If you can’t provide you own it, don’t present it. It’s that simple. And make double and triple sure that if there are samples in the music, you’ve cleared the rights to those samples for usage in your recording and for and you’ve obtained the rights to represent the usage of these samples for sync licensing.
9. Do a technical quality check. The music you present needs to be professional grade. It needs to be properly produced, engineered and mastered. It needs to be available in a high-quality WAV file for usage by the music supervisor in a project.
You can send a MP3 for your initial link for listening and temping purposes but The best format (in my estimation) is at a minimum an uncompressed WAV file at 44,100 Hz with a 16 bitrate (basic CD Audio quality). Make sure you have this quality available for download if asked for a WAV file.
Check out this link for more info on why quality is important and how to ensure it.
10. Seek professional help. This is perhaps the most important point.
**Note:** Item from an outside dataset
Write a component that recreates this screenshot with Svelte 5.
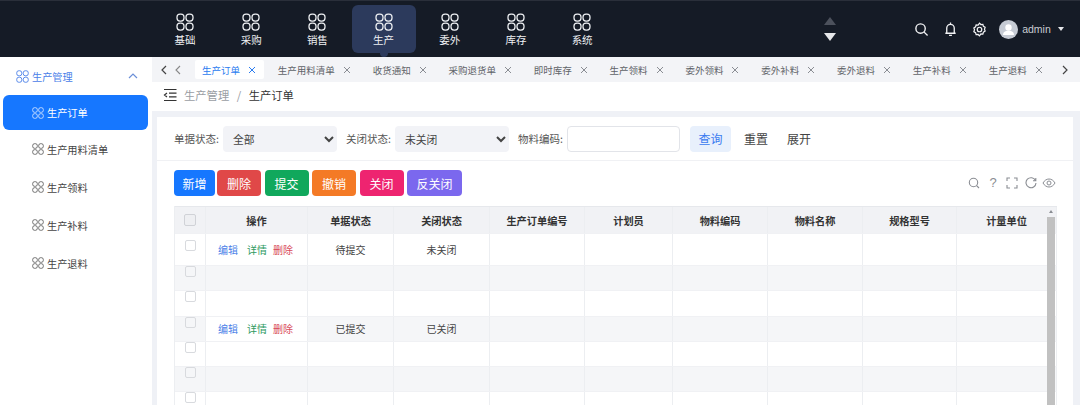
<script>
  const menus = ['基础','采购','销售','生产','委外','库存','系统'];
  const tabs = ['生产订单','生产用料清单','收货通知','采购退货单','即时库存','生产领料','委外领料','委外补料','委外退料','生产补料','生产退料'];
  const side = ['生产订单','生产用料清单','生产领料','生产补料','生产退料'];
  const btns = [['新增','b1'],['删除','b2'],['提交','b3'],['撤销','b4'],['关闭','b5'],['反关闭','b6']];
  const cols = ['操作','单据状态','关闭状态','生产订单编号','计划员','物料编码','物料名称','规格型号','计量单位'];
  const rows = [
    { cls:'r0', s:'待提交', c:'未关闭', op:true },
    { cls:'r1 gray' },
    { cls:'r2' },
    { cls:'r3 gray opwhite', s:'已提交', c:'已关闭', op:true },
    { cls:'r4' },
    { cls:'r5 gray' },
    { cls:'r6' }
  ];
</script>

{#snippet grid(size)}
  <svg class="grid" width={size} height={size} viewBox="0 0 18 18" fill="none" stroke="currentColor" stroke-width="1.25">
    <rect x="1" y="1" width="7" height="7" rx="3"/><rect x="10" y="1" width="7" height="7" rx="3"/>
    <rect x="1" y="10" width="7" height="7" rx="3"/><rect x="10" y="10" width="7" height="7" rx="3"/>
  </svg>
{/snippet}

<div class="page">
  <header class="top">
    <nav class="menus">
      {#each menus as m}
        <div class="menu" class:active={m === '生产'}>
          {@render grid(18)}
          <span>{m}</span>
        </div>
      {/each}
    </nav>
    <div class="updown"><i class="up"></i><i class="down"></i></div>
    <div class="tools">
      <svg width="15" height="15" viewBox="0 0 16 16" fill="none" stroke="#f2f3f5" stroke-width="1.5"><circle cx="7" cy="7" r="5"/><path d="M10.800 10.800L14.500 14.500"/></svg>
      <svg width="15" height="16" viewBox="0 0 16 16" fill="none" stroke="#f2f3f5" stroke-width="1.4"><path d="M8 1v1.500M4 12V7a4 4 0 018 0v5M2.500 12.500h11M6.500 14.800h3"/></svg>
      <svg width="15" height="15" viewBox="0 0 16 16" fill="none" stroke="#f2f3f5" stroke-width="1.3"><path d="M8 1.200l1.500 1.500 2.100-.1.600 2 1.800 1.100-.7 2 .7 2-1.800 1.100-.6 2-2.100-.1L8 14.800l-1.500-1.500-2.100.1-.6-2-1.800-1.100.7-2-.7-2 1.800-1.100.6-2 2.100.1z"/><circle cx="8" cy="8" r="2.400"/></svg>
      <div class="user">
        <span class="avatar"><svg width="19" height="19" viewBox="0 0 19 19" fill="#fff"><circle cx="9.500" cy="7.500" r="3.200"/><path d="M4 15c0-3 2.500-4.200 5.500-4.200S15 12 15 15z"/></svg></span>
        <span class="name">admin</span>
        <i class="caret"></i>
      </div>
    </div>
  </header>

  <div class="body">
    <aside class="side">
      <div class="side-title">
        {@render grid(13)}
        <span>生产管理</span>
        <svg class="chev" width="10" height="6" viewBox="0 0 10 6" fill="none" stroke="#6b8fd8" stroke-width="1.2"><path d="M1 5l4-4 4 4"/></svg>
      </div>
      {#each side as s, i}
        <div class="side-item" class:on={i === 0}>
          {@render grid(12)}
          <span>{s}</span>
        </div>
      {/each}
    </aside>

    <main class="main">
      <div class="tabs">
        <span class="arrows"><svg width="6" height="10" viewBox="0 0 6 10" fill="none" stroke="#444" stroke-width="1.2"><path d="M5 1L1 5l4 4"/></svg><svg width="6" height="10" viewBox="0 0 6 10" fill="none" stroke="#888" stroke-width="1.1"><path d="M5 1L1 5l4 4"/></svg></span>
        <div class="tablist">
          {#each tabs as t, i}
            <div class="tab" class:on={i === 0}>
              <span>{t}</span>
              <svg width="8" height="8" viewBox="0 0 8 8" fill="none" stroke="currentColor" stroke-width="1"><path d="M1 1l6 6M7 1L1 7"/></svg>
            </div>
          {/each}
        </div>
        <svg class="next" width="6" height="10" viewBox="0 0 6 10" fill="none" stroke="#444" stroke-width="1.2"><path d="M1 1l4 4-4 4"/></svg>
      </div>

      <div class="crumbs">
        <svg width="14" height="14" viewBox="0 0 14 14" fill="none" stroke="#333" stroke-width="1.2"><path d="M1 1.500h12.500M6 5.200h7.500M6 8.800h7.500M1 12.500h12.500M4 5L1.500 7 4 9"/></svg>
        <span class="c1">生产管理</span>
        <span class="sep">/</span>
        <span class="c2">生产订单</span>
      </div>

      <section class="card">
        <div class="filter">
          <label for="s1">单据状态:</label>
          <select id="s1"><option>全部</option></select>
          <label for="s2">关闭状态:</label>
          <select id="s2"><option>未关闭</option></select>
          <label for="s3">物料编码:</label>
          <input id="s3" />
          <button class="query">查询</button>
          <button class="plain">重置</button>
          <button class="plain">展开</button>
        </div>

        <div class="actions">
          <div class="btns">
            {#each btns as [t, c]}
              <button class="act {c}">{t}</button>
            {/each}
          </div>
          <div class="icons">
            <svg width="12" height="12" viewBox="0 0 12 12" fill="none" stroke="#8a8d93" stroke-width="1.1"><circle cx="5.500" cy="5.500" r="4.200"/><path d="M8.600 8.600L11 11"/></svg>
            <span class="q">?</span>
            <svg width="12" height="12" viewBox="0 0 12 12" fill="none" stroke="#8a8d93" stroke-width="1.1"><path d="M1 4V1h3M8 1h3v3M11 8v3H8M4 11H1V8"/></svg>
            <svg width="12" height="12" viewBox="0 0 12 12" fill="none" stroke="#8a8d93" stroke-width="1.1"><path d="M10.500 3.500A5 5 0 1011 6M10.800 1v2.800H8"/></svg>
            <svg class="eye" width="14" height="12" viewBox="0 0 14 12" fill="none" stroke="#8a8d93" stroke-width="1"><path d="M1 6c1.500-2.600 3.600-4 6-4s4.500 1.400 6 4c-1.500 2.600-3.600 4-6 4S2.500 8.600 1 6z"/><circle cx="7" cy="6" r="2"/></svg>
          </div>
        </div>

        <div class="table">
          <div class="row head">
            <div class="cell"><i class="cb"></i></div>
            {#each cols as c}<div class="cell">{c}</div>{/each}
          </div>
          {#each rows as r}
            <div class="row {r.cls}">
              <div class="cell cbcell"><i class="cb"></i></div>
              <div class="cell opcell">
                {#if r.op}
                  <span class="edit">编辑</span><span class="detail">详情</span><span class="del">删除</span>
                {/if}
              </div>
              <div class="cell">{r.s ?? ''}</div>
              <div class="cell">{r.c ?? ''}</div>
              {#each Array(6) as _}<div class="cell"></div>{/each}
            </div>
          {/each}
          <div class="scroll"><i class="sarrow"></i><i class="thumb"></i></div>
        </div>
      </section>
    </main>
  </div>
</div>

<style>
  :global(body) { margin: 0; }
  .page {
    width: 1080px; height: 405px; overflow: hidden; display: flex; flex-direction: column;
    font-family: "Noto Sans CJK SC", "Liberation Sans", sans-serif; background: #eff1f6; color: #333;
  }
  .top { height: 57px; flex: none; background: #151b26; display: flex; align-items: center; position: relative; box-sizing: border-box; border-top: 1px solid #2a2f3a; }
  .menus { display: flex; margin-left: 153px; gap: 2.200px; align-self: flex-start; }
  .menu { width: 64px; height: 48px; margin-top: 4px; border-radius: 6px; display: flex; flex-direction: column; align-items: center; color: #eef0f3; font-size: 10.500px; line-height: 14px; padding-top: 8px; box-sizing: border-box; position: relative; }
  .menu span { margin-top: 2px; }
  .menu.active { background: #2c3a5c; }
  .menu.active::after { content: ""; position: absolute; left: 28px; bottom: -4px; width: 8px; height: 8px; border-radius: 50%; background: #2c3a5c; }
  .updown { margin-left: 210px; display: flex; flex-direction: column; gap: 8px; }
  .updown i { display: block; width: 0; height: 0; border-left: 6px solid transparent; border-right: 6px solid transparent; }
  .up { border-bottom: 8px solid #4c515c; }
  .down { border-top: 8px solid #e6e7ea; }
  .tools { margin-left: 78px; display: flex; align-items: center; gap: 14px; }
  .user { display: flex; align-items: center; margin-left: -2px; }
  .avatar { width: 19px; height: 19px; border-radius: 50%; background: #c6cbd4; display: block; overflow: hidden; }
  .avatar svg { display: block; }
  .name { font-family: "Liberation Sans", sans-serif; font-size: 10.500px; color: #c9ccd2; margin-left: 4px; }
  .caret { width: 0; height: 0; border-left: 3px solid transparent; border-right: 3px solid transparent; border-top: 4px solid #e6e7ea; margin-left: 7px; }

  .body { flex: 1; display: flex; min-height: 0; }
  .side { width: 152px; flex: none; background: #fff; padding: 0 4px 0 3px; box-sizing: border-box; }
  .side-title { height: 38px; display: flex; align-items: center; color: #4a80e8; font-size: 10.200px; padding-left: 13px; }
  .side-title span { margin-left: 3px; }
  .chev { margin-left: auto; margin-right: 10px; }
  .side-item { height: 38px; display: flex; align-items: center; padding-left: 29px; font-size: 10.200px; color: #444; border-radius: 6px; }
  .side-item span { margin-left: 3px; }
  .side-item .grid { color: #555; }
  .side-item.on { background: #1677ff; color: #fff; height: 35px; }
  .side-item.on .grid { color: #dfeaff; }

  .main { flex: 1; min-width: 0; display: flex; flex-direction: column; }
  .tabs { height: 25px; flex: none; background: #f3f4f7; display: flex; align-items: center; position: relative; }
  .arrows { display: flex; gap: 8px; padding-left: 9px; width: 34px; box-sizing: border-box; flex: none; }
  .tablist { display: flex; gap: 6.800px; margin-left: 9px; white-space: nowrap; }
  .tab { display: flex; align-items: center; gap: 8px; height: 19px; padding: 0 8px 0 7px; font-size: 9.500px; color: #5f6368; border-radius: 2px; }
  .tab svg { color: #8a8d93; }
  .tab.on { background: #fff; color: #2b7cf0; }
  .tab.on svg { color: #2b7cf0; }
  .next { position: absolute; right: 12px; top: 8px; }

  .crumbs { height: 29px; flex: none; background: #fff; display: flex; align-items: center; padding: 0 0 3px 11px; box-sizing: border-box; font-size: 11.300px; }
  .c1 { color: #9a9da3; margin-left: 7px; }
  .sep { color: #9a9da3; margin: 0 7.500px; }
  .c2 { color: #333; }

  .card { margin: 6px 7px 0 5px; background: #fff; flex: 1; min-height: 0; }
  .filter { height: 44px; display: flex; align-items: center; padding-left: 17px; border-bottom: 1px solid #f0f1f4; box-sizing: border-box; font-size: 10.500px; color: #555; }
  .filter label { width: 44px; white-space: nowrap; }
  .filter select { width: 114px; height: 26px; margin: 0 9px 0 5px; border: none; border-radius: 4px; background: #f2f3f7; color: #444; font: inherit; font-size: 10.800px; padding: 0 6px; box-sizing: border-box; }
  .filter input { width: 113px; height: 26px; margin-left: 5px; border: 1px solid #e2e4e9; border-radius: 4px; box-sizing: border-box; background: #fff; }
  .filter button { font-family: inherit; font-size: 12px; border: none; cursor: pointer; height: 26px; }
  .query { width: 41px; margin-left: 10px; background: #e8f0fc; color: #3a7af0; border-radius: 4px; }
  .plain { background: transparent; color: #444; padding: 0; width: 24px; margin-left: 13px; }
  .plain + .plain { margin-left: 19px; }

  .actions { display: flex; align-items: center; justify-content: space-between; padding: 9px 17px 0 17px; height: 26px; }
  .btns { display: flex; gap: 3.500px; }
  .act { height: 26px; border: none; border-radius: 4px; color: #fff; font-family: inherit; font-size: 12px; padding: 0; width: 44px; }
  .b1 { background: #1677ff; width: 41px; margin-right: -1.500px; }
  .b2 { background: #e04848; }
  .b3 { background: #10a85c; }
  .b4 { background: #f47a26; }
  .b5 { background: #ee2470; }
  .b6 { background: #7b68ee; width: 55px; }
  .icons { display: flex; align-items: center; gap: 7px; color: #8a8d93; }
  .eye { margin-left: -2px; }
  .q { font-family: "Liberation Sans", sans-serif; font-size: 13px; width: 12px; text-align: center; line-height: 12px; }

  .table { position: relative; margin: 10px 16px 0 17px; border-left: 1px solid #eceef1; }
  .row { display: grid; grid-template-columns: 31px 102px 86px 96px 95px 88px 95px 95px 94px 100px; font-size: 10px; color: #444; border-bottom: 1px solid #f0f1f4; box-sizing: border-box; height: 25.300px; }
  .cell { display: flex; align-items: center; justify-content: center; border-right: 1px solid #eceef1; min-width: 0; }
  .head { height: 28px; background: #f1f2f5; font-size: 10.200px; font-weight: 700; color: #333; border-top: 1px solid #e6e8ec; }
  .r0 { height: 32px; }
  .gray .cell { background: #f5f6f8; }
  .opwhite .opcell { background: #fff; }
  .cb { display: block; width: 11px; height: 11px; border: 1px solid #d8dade; border-radius: 2px; background: #fff; box-sizing: border-box; }
  .head .cb { width: 12px; height: 12px; background: #eeeff2; border-color: #d0d2d7; }
  .cbcell { align-items: flex-start; }
  .r0 .cbcell { padding-top: 6px; }
  .gray .cb { background: #f5f6f8; }
  .opcell { justify-content: flex-start; padding-left: 12px; }
  .edit { color: #4a80e8; width: 29px; }
  .detail { color: #2e9a62; width: 26px; }
  .del { color: #d84a5a; }
  .scroll { position: absolute; right: 2px; top: 1px; bottom: 0; width: 8px; }
  .sarrow { display: block; width: 0; height: 0; margin: 3px auto 0; border-left: 2.500px solid transparent; border-right: 2.500px solid transparent; border-bottom: 3px solid #8a8d93; }
  .thumb { display: block; position: absolute; top: 10px; left: 0; right: 0; height: 200px; background: #c1c1c1; }
</style>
If you can, find a sync agent, a publisher, a manager, a label that works every day with music supervisors and projects so you can focus on your music.
These are the people that want to work with you and your music, and they have the expertise, the contacts and the confidence of music supervisors to get the job done and represent your music.
Do an Internet search for sync agents and you’ll find options of people you can submit to – That’s a good start.
You can also click here for an article from our blog that gets into more details on why sync agents are important.
If you resolve to follow the advice in this letter, while I cannot guarantee you’ll get a sync or a commission to compose music for a project, I can say you’ll put yourself head and shoulders above the competition.